Holding six "diversified" US large-cap funds is not diversification—they all hold Apple, Microsoft, and Nvidia. Identify overlap and eliminate redundant holdings.

Key takeaways

  • Fund overlap occurs when multiple funds hold the same stocks, creating unintended concentration risk. An "80-fund" portfolio might have only 50 unique stocks.
  • Top-20 holdings represent 30–50% of many US equity ETFs; if your six funds all hold the same top 20, you are overweighting those names by 3–6x.
  • Overlap is not always bad: holding both VTI (total US market) and VOO (S&P 500) is acceptable because you understand the overlap and it reflects your asset allocation choice.
  • Unintentional overlap is the risk: adding 15 dividend stocks, a dividend ETF, and a dividend fund because you like dividends can accidentally create 80%+ overlap, defeating diversification.
  • Most overlap issues are solved by holding simple, transparent funds (total-market, not sector ETFs) and documenting your holdings' sector and geographic weights.

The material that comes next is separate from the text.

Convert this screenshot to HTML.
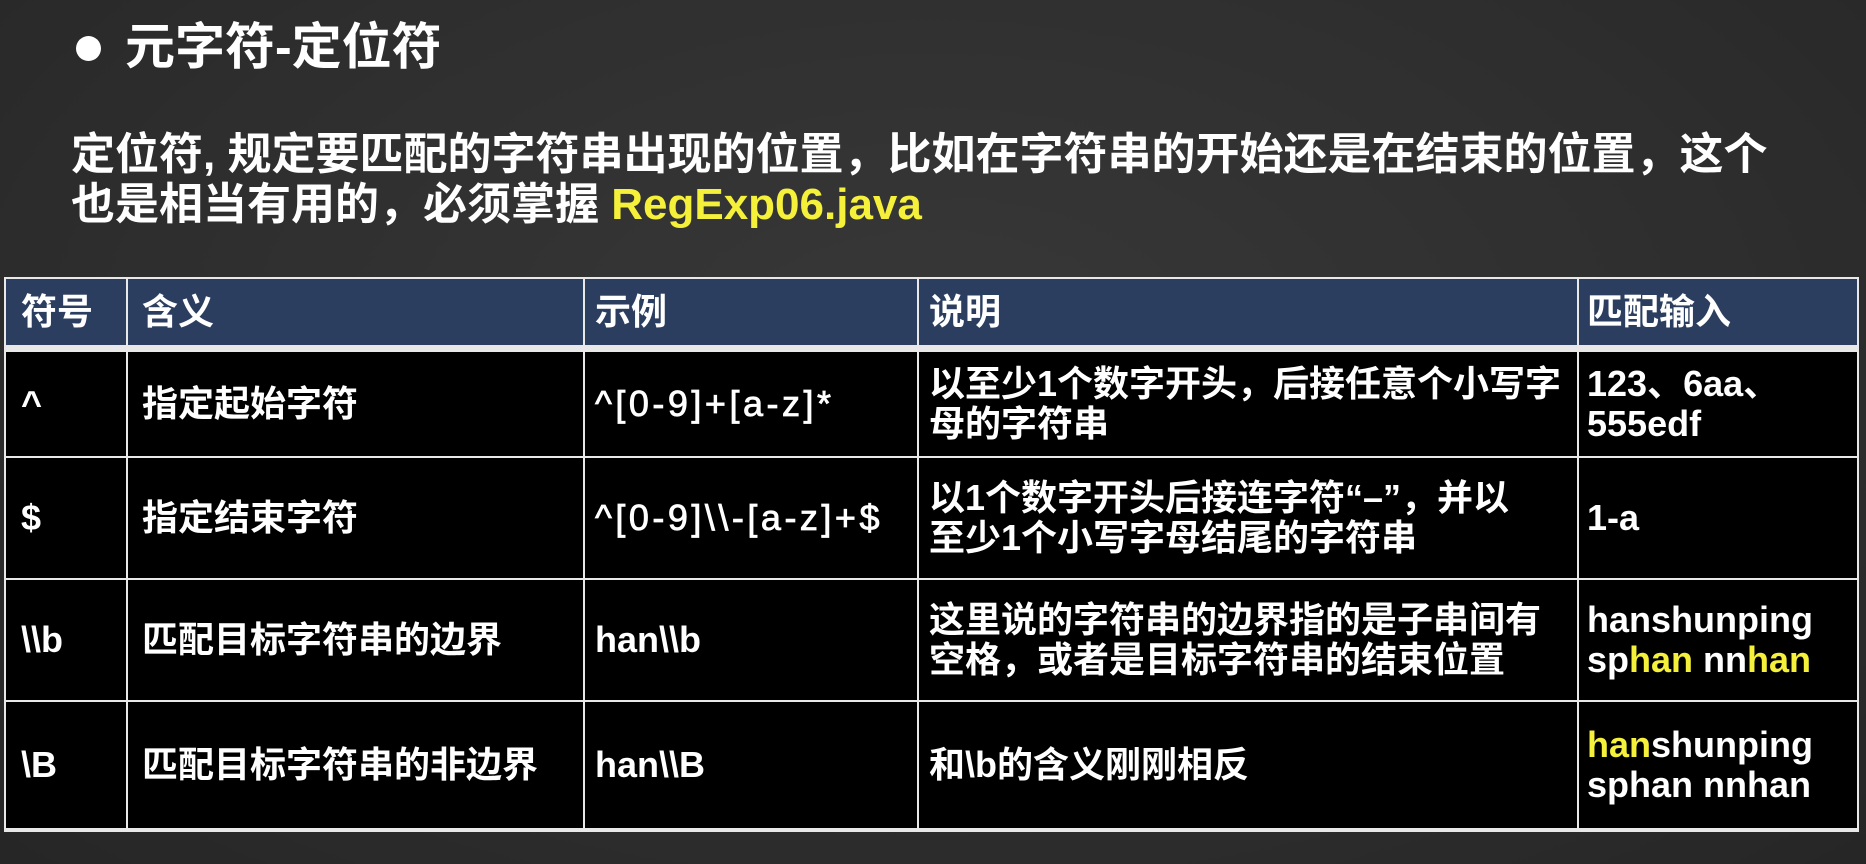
<!DOCTYPE html>
<html><head><meta charset="utf-8"><style>
body{margin:0;width:1866px;height:864px;overflow:hidden;background:#2f2f2f;
background:radial-gradient(ellipse at 50% 40%,#383838 0%,#2e2e2e 60%,#262626 100%);
font-family:"Liberation Sans","Noto Sans CJK SC",sans-serif;font-weight:bold;color:#fff;position:relative}
.t{position:absolute;white-space:nowrap}
#tb{position:absolute;left:4px;top:277px;width:1855px;height:555px;background:#e8e8e8}
.c{position:absolute;background:#000;font-size:36px;line-height:40px;display:flex;align-items:center;box-sizing:border-box;white-space:nowrap}
.h{background:#2c3e60}
.y{color:#f5f03a}
.ex{font-weight:normal;-webkit-text-stroke:0.8px #fff;letter-spacing:3.5px}
</style></head><body>
<div class="t" style="left:76px;top:36px;width:25px;height:25px;border-radius:50%;background:#fff"></div>
<div class="t" style="left:125px;top:18px;font-size:50px;line-height:58px">元字符-定位符</div>
<div class="t" style="left:71px;top:130px;font-size:44px;line-height:50px">定位符, 规定要匹配的字符串出现的位置，比如在字符串的开始还是在结束的位置，这个<br>也是相当有用的，必须掌握 <span class="y">RegExp06.java</span></div>
<div id="tb">
<div class="c h" style="left:2px;top:2px;width:120px;height:66px;padding-left:15px">符号</div>
<div class="c h" style="left:124px;top:2px;width:455px;height:66px;padding-left:14px">含义</div>
<div class="c h" style="left:581px;top:2px;width:332px;height:66px;padding-left:10px">示例</div>
<div class="c h" style="left:915px;top:2px;width:658px;height:66px;padding-left:10px">说明</div>
<div class="c h" style="left:1575px;top:2px;width:278px;height:66px;padding-left:8px">匹配输入</div>
<div class="c" style="left:2px;top:75px;width:120px;height:104px;padding-left:15px">^</div>
<div class="c" style="left:124px;top:75px;width:455px;height:104px;padding-left:14px">指定起始字符</div>
<div class="c ex" style="left:581px;top:75px;width:332px;height:104px;padding-left:10px">^[0-9]+[a-z]*</div>
<div class="c" style="left:915px;top:75px;width:658px;height:104px;padding-left:10px"><span>以至少1个数字开头，后接任意个小写字<br>母的字符串</span></div>
<div class="c" style="left:1575px;top:75px;width:278px;height:104px;padding-left:8px"><span>123、6aa、<br>555edf</span></div>
<div class="c" style="left:2px;top:181px;width:120px;height:120px;padding-left:15px">$</div>
<div class="c" style="left:124px;top:181px;width:455px;height:120px;padding-left:14px">指定结束字符</div>
<div class="c ex" style="left:581px;top:181px;width:332px;height:120px;padding-left:10px">^[0-9]\\-[a-z]+$</div>
<div class="c" style="left:915px;top:181px;width:658px;height:120px;padding-left:10px"><span>以1个数字开头后接连字符“–”，并以<br>至少1个小写字母结尾的字符串</span></div>
<div class="c" style="left:1575px;top:181px;width:278px;height:120px;padding-left:8px">1-a</div>
<div class="c" style="left:2px;top:303px;width:120px;height:120px;padding-left:15px">\\b</div>
<div class="c" style="left:124px;top:303px;width:455px;height:120px;padding-left:14px">匹配目标字符串的边界</div>
<div class="c" style="left:581px;top:303px;width:332px;height:120px;padding-left:10px">han\\b</div>
<div class="c" style="left:915px;top:303px;width:658px;height:120px;padding-left:10px"><span>这里说的字符串的边界指的是子串间有<br>空格，或者是目标字符串的结束位置</span></div>
<div class="c" style="left:1575px;top:303px;width:278px;height:120px;padding-left:8px"><span>hanshunping<br>sp<span class="y">han</span> nn<span class="y">han</span></span></div>
<div class="c" style="left:2px;top:425px;width:120px;height:126px;padding-left:15px">\B</div>
<div class="c" style="left:124px;top:425px;width:455px;height:126px;padding-left:14px">匹配目标字符串的非边界</div>
<div class="c" style="left:581px;top:425px;width:332px;height:126px;padding-left:10px">han\\B</div>
<div class="c" style="left:915px;top:425px;width:658px;height:126px;padding-left:10px">和\b的含义刚刚相反</div>
<div class="c" style="left:1575px;top:425px;width:278px;height:126px;padding-left:8px"><span><span class="y">han</span>shunping<br>sphan nnhan</span></div>
</div>
</body></html>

What fund overlap is and why it matters

Fund overlap is when multiple funds hold the same positions. A simple example:

  • VTI (Vanguard Total US Market): Holds all 3,500+ US stocks, weighted by market cap.
  • VOO (Vanguard S&P 500): Holds the largest 500 US stocks by market cap.
  • VTV (Vanguard Value ETF): Holds the 330+ largest "value" stocks by market cap.

All three funds overlap significantly because the largest US stocks appear in all three. Apple is the largest US stock, so it is in VTI, VOO, and VTV. If you hold all three in equal weights (33% each), Apple is overweighted 3x in your portfolio relative to its market-cap weight.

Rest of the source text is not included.